Appel de conférences pour la journée d’étude virtuelle « Hymns and Race : Agency, Mobility, Coloniality », organisé par Erin Johnson-Williams (Durham University) et Philip Burnett (indépendant), en ligne.
« The rise of discussions in 2020–2021 around decolonisation and Black Lives Matter have provided an opportunity to re-examine musical genres in light of questions about race, identity and colonial history. The genre of the hymn, in particular, is ripe for these kinds of decolonial reassessments, as the spiritual, theological and communal aspects of hymn singing, in line with the genre’s history of several centuries of global missionization (most notably through the long nineteenth century), have rendered it particularly open to questions of agency, mobility and de/coloniality.
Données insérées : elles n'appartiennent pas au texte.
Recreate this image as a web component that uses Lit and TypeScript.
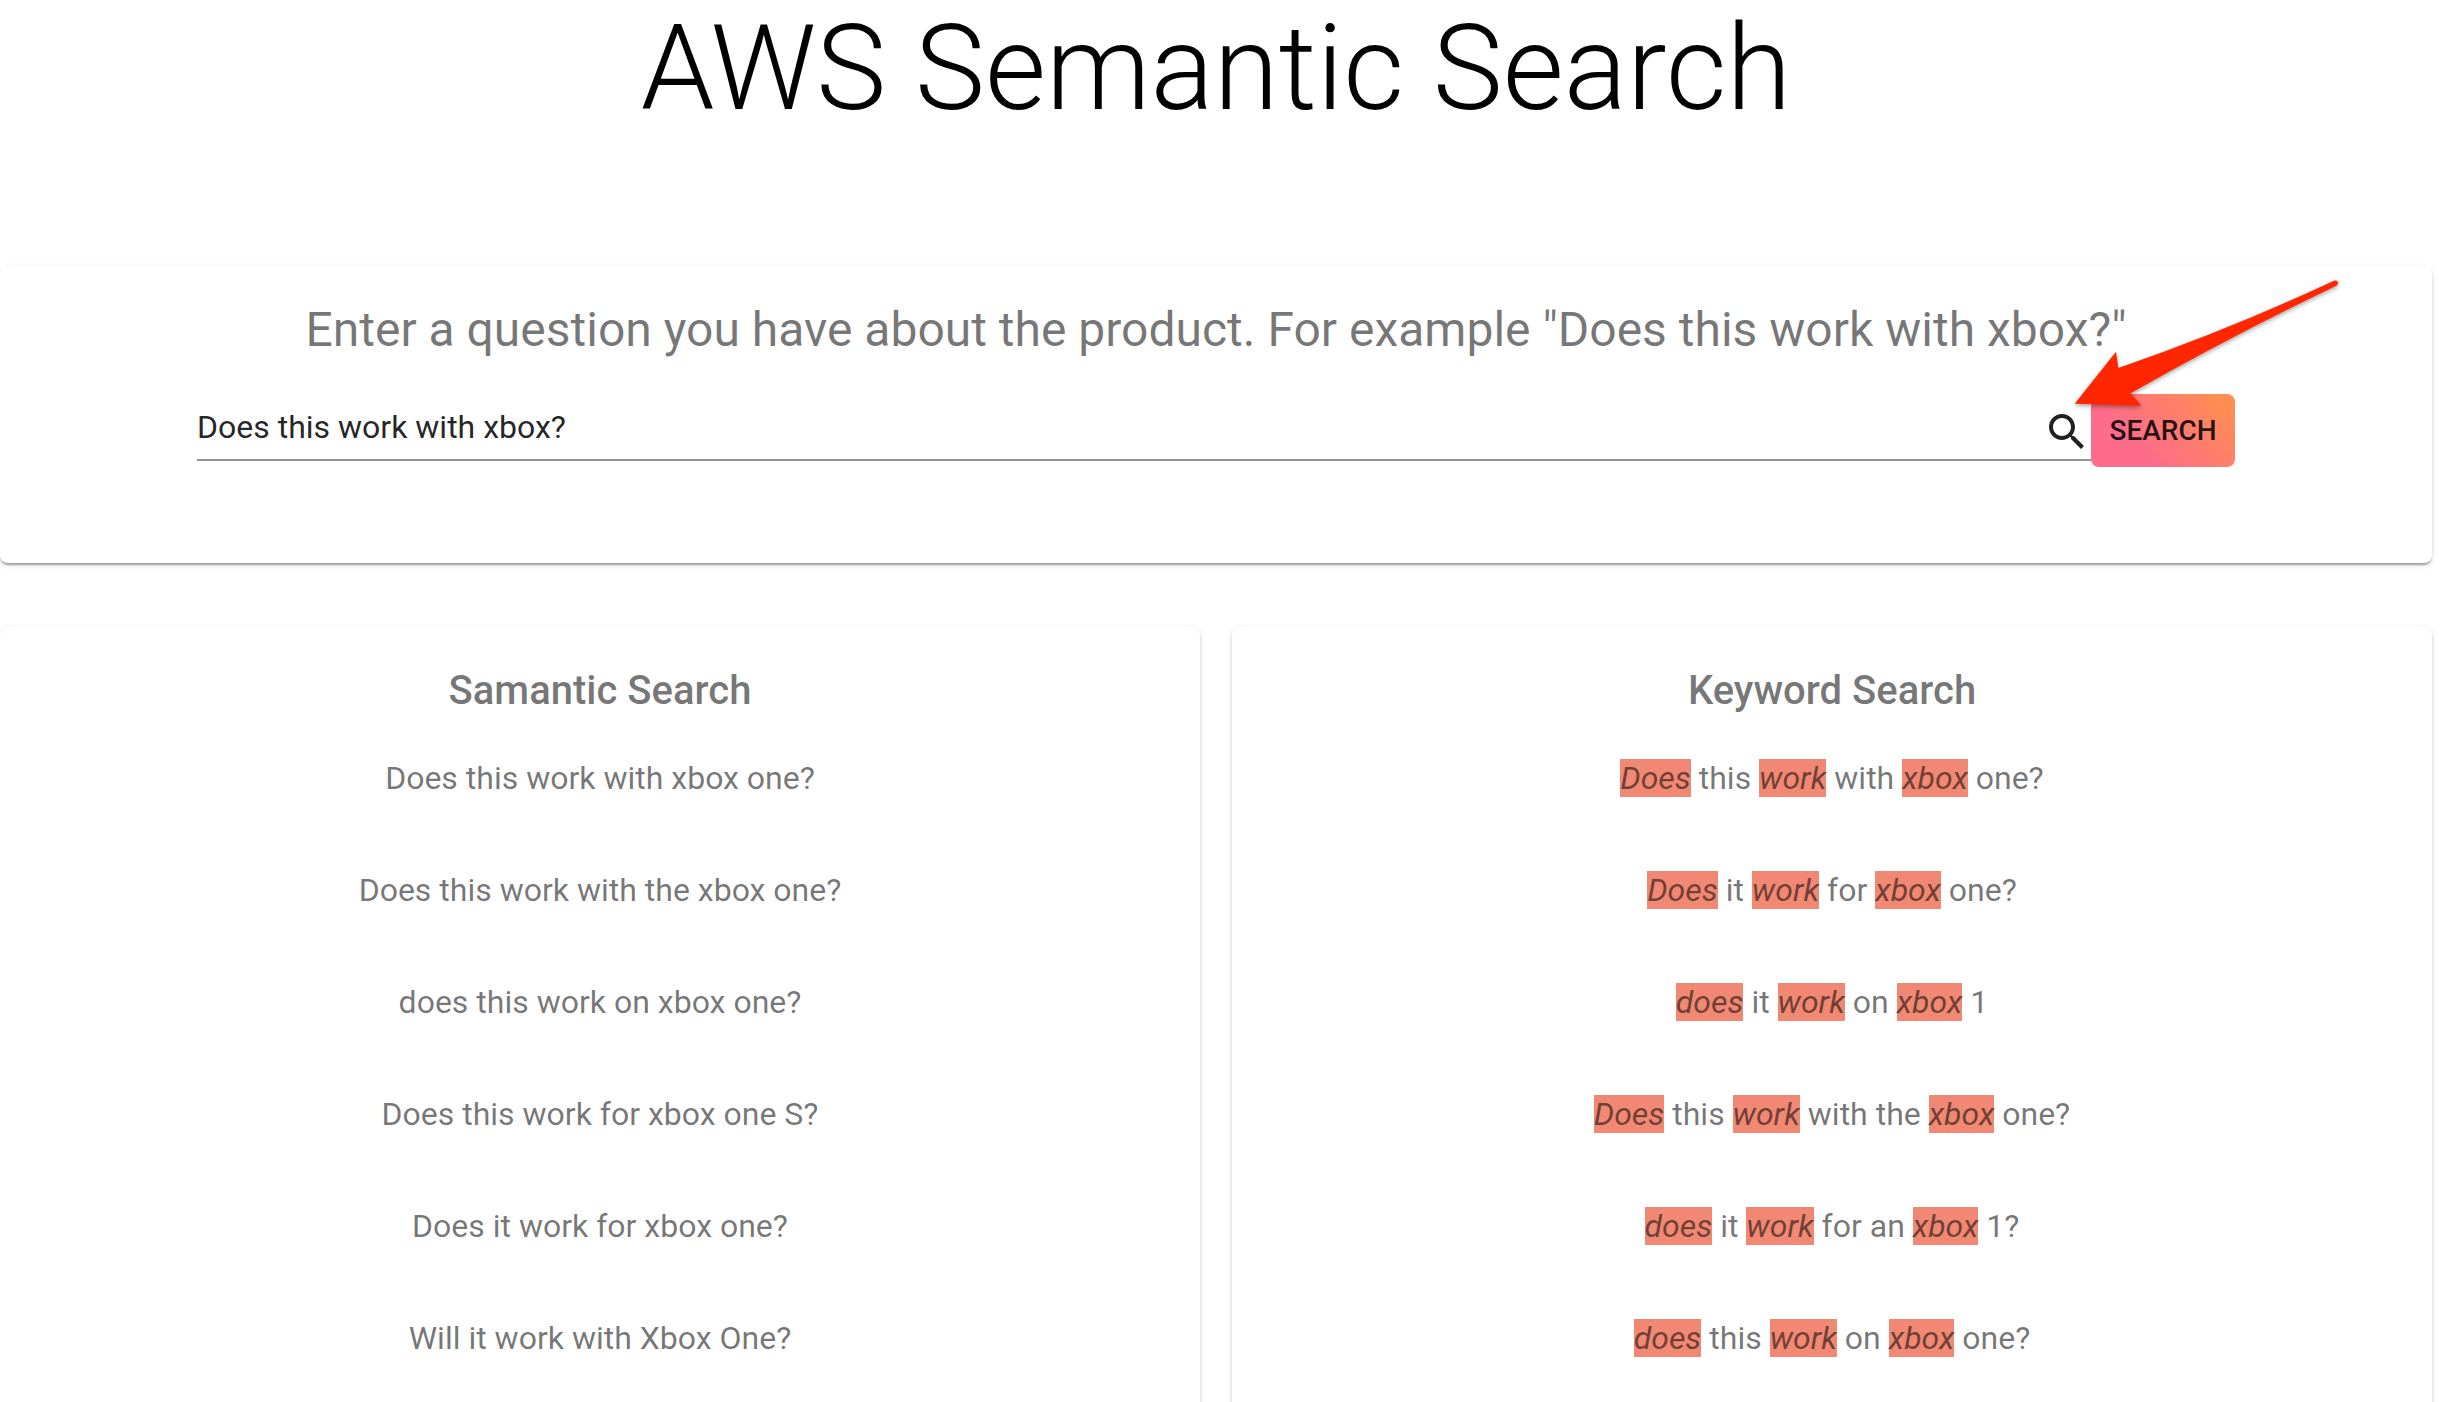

This virtual study day welcomes both local and global discussions around the genre of the hymn as a product of empire, as means of individual and communal expression, and as an aesthetic form of oppression and/or resistance. As such, the conversations that we encourage are in dialogue with academic literature on the genre of the hymn as a form of colonialism (i.e. Agawu 2016; Bohlman 1997); the cross-cultural dynamics that arise from issues of translation, conversion and self-determination (Rademaker 2018); and community singing as liberation (Hawn 2003, Whitla 2015). »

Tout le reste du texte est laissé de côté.